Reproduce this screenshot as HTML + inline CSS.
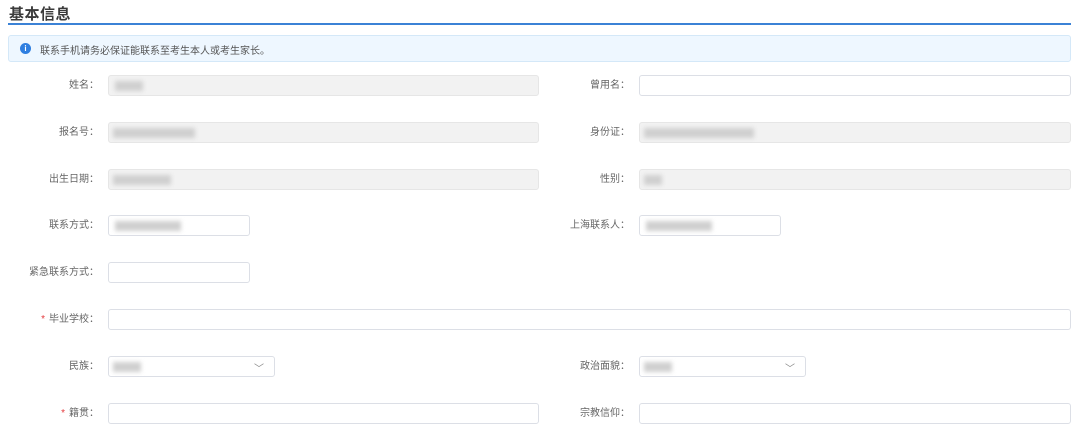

==

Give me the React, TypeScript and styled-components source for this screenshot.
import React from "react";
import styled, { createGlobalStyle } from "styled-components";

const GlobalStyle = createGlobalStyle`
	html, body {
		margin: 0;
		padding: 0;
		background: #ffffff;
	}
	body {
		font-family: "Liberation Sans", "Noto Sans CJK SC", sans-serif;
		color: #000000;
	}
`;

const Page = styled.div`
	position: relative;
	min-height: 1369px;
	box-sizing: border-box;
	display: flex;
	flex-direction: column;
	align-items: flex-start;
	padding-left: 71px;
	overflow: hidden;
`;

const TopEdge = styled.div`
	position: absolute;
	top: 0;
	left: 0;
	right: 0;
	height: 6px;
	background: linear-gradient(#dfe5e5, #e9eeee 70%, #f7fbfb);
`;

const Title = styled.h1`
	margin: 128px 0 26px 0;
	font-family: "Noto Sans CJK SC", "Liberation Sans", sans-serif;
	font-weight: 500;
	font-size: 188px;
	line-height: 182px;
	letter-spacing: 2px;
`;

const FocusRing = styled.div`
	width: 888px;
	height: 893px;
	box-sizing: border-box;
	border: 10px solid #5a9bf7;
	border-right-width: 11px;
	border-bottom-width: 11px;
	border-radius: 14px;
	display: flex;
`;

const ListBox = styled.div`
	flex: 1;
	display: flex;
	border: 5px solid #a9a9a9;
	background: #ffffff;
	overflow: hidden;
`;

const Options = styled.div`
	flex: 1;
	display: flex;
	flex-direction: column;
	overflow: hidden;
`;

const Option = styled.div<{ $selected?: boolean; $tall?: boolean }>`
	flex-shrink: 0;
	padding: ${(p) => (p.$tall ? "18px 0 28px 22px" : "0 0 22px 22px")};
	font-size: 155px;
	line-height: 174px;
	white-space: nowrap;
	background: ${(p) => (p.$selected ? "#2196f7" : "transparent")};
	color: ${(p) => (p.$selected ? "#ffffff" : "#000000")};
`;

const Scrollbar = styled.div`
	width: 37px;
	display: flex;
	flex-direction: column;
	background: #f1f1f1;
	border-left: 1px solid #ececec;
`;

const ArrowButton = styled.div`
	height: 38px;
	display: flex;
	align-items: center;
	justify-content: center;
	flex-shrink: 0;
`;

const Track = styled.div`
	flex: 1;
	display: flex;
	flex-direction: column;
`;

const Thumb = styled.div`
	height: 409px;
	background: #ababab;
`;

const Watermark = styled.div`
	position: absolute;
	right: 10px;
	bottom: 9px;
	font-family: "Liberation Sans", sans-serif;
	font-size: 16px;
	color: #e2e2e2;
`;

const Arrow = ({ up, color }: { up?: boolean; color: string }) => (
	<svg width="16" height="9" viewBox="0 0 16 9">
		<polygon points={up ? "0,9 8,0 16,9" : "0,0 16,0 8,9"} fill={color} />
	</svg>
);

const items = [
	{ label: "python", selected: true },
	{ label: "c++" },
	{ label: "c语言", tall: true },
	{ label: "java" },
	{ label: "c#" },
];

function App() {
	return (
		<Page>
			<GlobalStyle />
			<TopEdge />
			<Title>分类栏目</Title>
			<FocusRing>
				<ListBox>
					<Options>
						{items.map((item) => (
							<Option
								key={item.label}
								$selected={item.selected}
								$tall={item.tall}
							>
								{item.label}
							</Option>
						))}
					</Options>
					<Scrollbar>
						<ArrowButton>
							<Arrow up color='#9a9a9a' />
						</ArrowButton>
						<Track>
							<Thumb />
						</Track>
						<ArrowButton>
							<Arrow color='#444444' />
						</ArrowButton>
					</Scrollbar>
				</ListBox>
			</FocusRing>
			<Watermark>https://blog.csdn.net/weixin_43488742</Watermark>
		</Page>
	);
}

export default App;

==

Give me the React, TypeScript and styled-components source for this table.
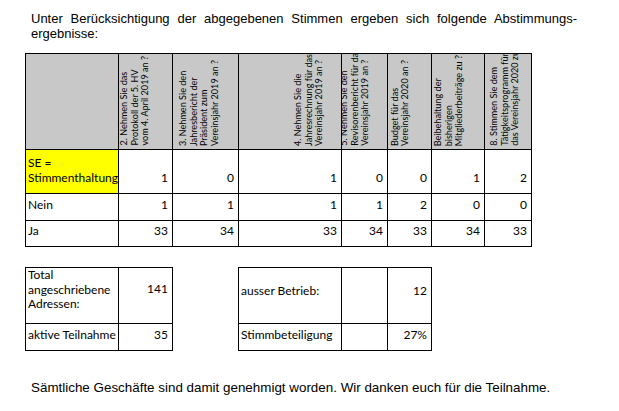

● **STATED PROBLEM**
Above are some records. Report the number of their lines that include "this", and add nothing else.

● **THE SOLUTION**
3